**Provided records:**
[start]
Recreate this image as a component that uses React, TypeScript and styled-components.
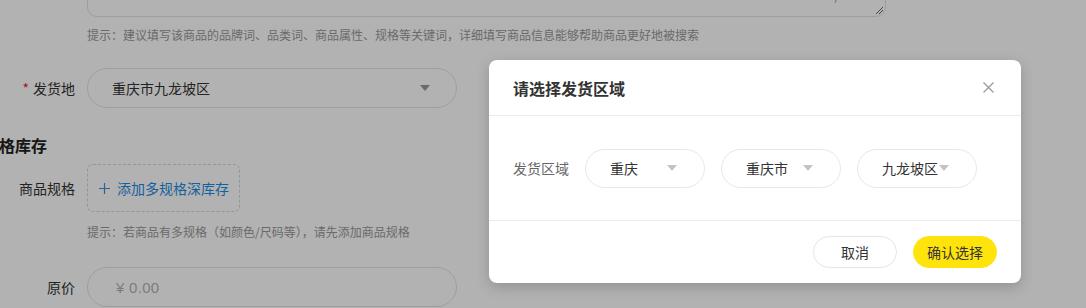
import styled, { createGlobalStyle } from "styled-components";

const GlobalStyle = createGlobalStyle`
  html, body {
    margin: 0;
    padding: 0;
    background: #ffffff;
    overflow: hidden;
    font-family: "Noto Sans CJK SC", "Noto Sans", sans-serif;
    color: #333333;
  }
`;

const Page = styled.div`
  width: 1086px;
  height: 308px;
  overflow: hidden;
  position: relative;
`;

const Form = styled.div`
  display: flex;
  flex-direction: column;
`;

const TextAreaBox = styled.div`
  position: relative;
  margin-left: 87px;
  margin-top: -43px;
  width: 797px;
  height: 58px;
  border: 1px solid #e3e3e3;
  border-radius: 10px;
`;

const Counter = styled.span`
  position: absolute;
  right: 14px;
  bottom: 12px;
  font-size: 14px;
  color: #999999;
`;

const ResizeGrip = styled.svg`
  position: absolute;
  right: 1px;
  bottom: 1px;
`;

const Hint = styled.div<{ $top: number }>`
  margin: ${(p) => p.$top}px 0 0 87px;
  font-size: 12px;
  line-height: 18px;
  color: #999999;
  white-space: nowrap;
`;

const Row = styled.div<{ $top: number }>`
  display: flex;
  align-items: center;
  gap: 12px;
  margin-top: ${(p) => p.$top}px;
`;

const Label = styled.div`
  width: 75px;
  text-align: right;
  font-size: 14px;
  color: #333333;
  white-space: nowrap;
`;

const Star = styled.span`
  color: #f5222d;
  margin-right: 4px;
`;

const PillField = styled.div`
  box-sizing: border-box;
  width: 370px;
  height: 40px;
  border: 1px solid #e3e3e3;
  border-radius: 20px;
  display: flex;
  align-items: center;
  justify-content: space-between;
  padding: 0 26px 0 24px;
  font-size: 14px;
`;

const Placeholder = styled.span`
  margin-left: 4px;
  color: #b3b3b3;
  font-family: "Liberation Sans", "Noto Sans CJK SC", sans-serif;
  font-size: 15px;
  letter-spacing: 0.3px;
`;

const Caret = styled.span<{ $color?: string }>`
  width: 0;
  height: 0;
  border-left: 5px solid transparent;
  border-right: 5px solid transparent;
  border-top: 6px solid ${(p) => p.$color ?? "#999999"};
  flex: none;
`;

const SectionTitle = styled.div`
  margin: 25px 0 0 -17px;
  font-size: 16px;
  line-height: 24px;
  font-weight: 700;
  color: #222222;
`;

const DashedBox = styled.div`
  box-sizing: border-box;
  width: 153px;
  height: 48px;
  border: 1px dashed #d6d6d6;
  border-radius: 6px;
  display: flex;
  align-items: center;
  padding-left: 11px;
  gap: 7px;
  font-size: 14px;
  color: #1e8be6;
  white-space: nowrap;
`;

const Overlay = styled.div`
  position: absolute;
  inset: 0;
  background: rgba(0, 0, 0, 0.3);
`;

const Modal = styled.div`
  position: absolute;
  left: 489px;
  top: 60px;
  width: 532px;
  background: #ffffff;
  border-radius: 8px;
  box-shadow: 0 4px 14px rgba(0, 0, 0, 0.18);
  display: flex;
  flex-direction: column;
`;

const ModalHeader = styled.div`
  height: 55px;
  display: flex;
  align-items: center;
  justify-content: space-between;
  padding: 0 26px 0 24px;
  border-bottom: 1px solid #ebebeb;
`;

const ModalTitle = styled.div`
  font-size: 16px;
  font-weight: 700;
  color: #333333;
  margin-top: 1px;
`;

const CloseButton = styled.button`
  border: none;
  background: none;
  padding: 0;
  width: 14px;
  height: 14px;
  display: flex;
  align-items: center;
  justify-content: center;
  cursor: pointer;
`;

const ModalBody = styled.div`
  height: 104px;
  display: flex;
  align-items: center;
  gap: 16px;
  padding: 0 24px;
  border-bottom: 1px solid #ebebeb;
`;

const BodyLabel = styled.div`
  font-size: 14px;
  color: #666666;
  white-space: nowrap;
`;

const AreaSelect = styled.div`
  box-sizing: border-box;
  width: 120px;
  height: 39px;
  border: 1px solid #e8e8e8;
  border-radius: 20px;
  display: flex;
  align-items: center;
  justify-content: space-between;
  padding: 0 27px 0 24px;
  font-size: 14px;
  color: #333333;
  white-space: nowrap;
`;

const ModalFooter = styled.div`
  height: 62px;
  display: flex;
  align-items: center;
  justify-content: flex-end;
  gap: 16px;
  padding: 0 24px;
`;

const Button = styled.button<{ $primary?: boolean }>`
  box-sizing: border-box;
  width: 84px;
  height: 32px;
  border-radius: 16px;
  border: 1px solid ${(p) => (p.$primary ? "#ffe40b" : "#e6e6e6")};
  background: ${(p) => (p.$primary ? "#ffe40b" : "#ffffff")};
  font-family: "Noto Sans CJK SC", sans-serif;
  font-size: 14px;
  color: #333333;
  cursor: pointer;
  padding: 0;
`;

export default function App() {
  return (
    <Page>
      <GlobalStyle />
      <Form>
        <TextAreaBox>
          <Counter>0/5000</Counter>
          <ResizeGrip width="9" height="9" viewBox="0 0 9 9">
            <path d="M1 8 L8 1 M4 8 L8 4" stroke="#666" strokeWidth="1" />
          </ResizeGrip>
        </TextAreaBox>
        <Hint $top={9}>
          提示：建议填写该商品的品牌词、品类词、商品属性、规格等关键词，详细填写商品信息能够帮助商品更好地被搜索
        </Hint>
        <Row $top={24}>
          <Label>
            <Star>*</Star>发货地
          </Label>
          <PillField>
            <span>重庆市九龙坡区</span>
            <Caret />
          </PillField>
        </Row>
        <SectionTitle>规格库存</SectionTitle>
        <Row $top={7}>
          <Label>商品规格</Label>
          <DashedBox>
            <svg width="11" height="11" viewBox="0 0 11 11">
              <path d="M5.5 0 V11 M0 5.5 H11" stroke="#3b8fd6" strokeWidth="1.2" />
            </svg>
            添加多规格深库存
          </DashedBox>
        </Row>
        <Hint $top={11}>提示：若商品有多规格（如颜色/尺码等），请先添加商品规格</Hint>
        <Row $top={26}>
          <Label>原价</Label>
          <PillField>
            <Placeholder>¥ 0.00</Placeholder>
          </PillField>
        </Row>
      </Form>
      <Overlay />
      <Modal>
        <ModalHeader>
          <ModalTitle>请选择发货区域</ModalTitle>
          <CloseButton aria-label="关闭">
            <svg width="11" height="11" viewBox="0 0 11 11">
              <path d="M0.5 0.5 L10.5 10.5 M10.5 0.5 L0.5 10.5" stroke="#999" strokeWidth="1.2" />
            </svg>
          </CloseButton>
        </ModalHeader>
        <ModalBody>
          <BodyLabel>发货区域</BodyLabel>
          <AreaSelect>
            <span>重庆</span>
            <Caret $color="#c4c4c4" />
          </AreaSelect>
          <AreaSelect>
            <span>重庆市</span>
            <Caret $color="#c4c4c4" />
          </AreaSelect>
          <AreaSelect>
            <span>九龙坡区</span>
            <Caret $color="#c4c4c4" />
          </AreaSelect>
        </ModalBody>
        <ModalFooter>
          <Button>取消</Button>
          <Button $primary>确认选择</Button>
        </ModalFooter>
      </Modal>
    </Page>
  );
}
[end]
[start]
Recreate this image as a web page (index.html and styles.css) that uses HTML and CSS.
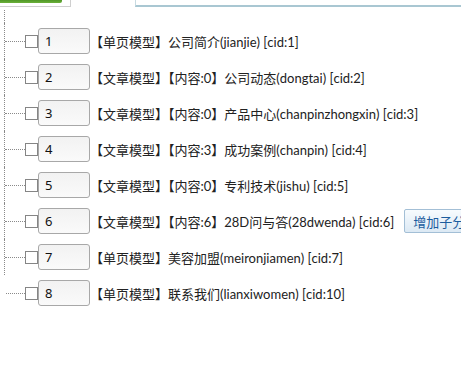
[end]
**Description of the task:**
Go through the listing above and return every line where the word "uses" occurs.

**Expected answer:**
Recreate this image as a component that uses React, TypeScript and styled-components.
Recreate this image as a web page (index.html and styles.css) that uses HTML and CSS.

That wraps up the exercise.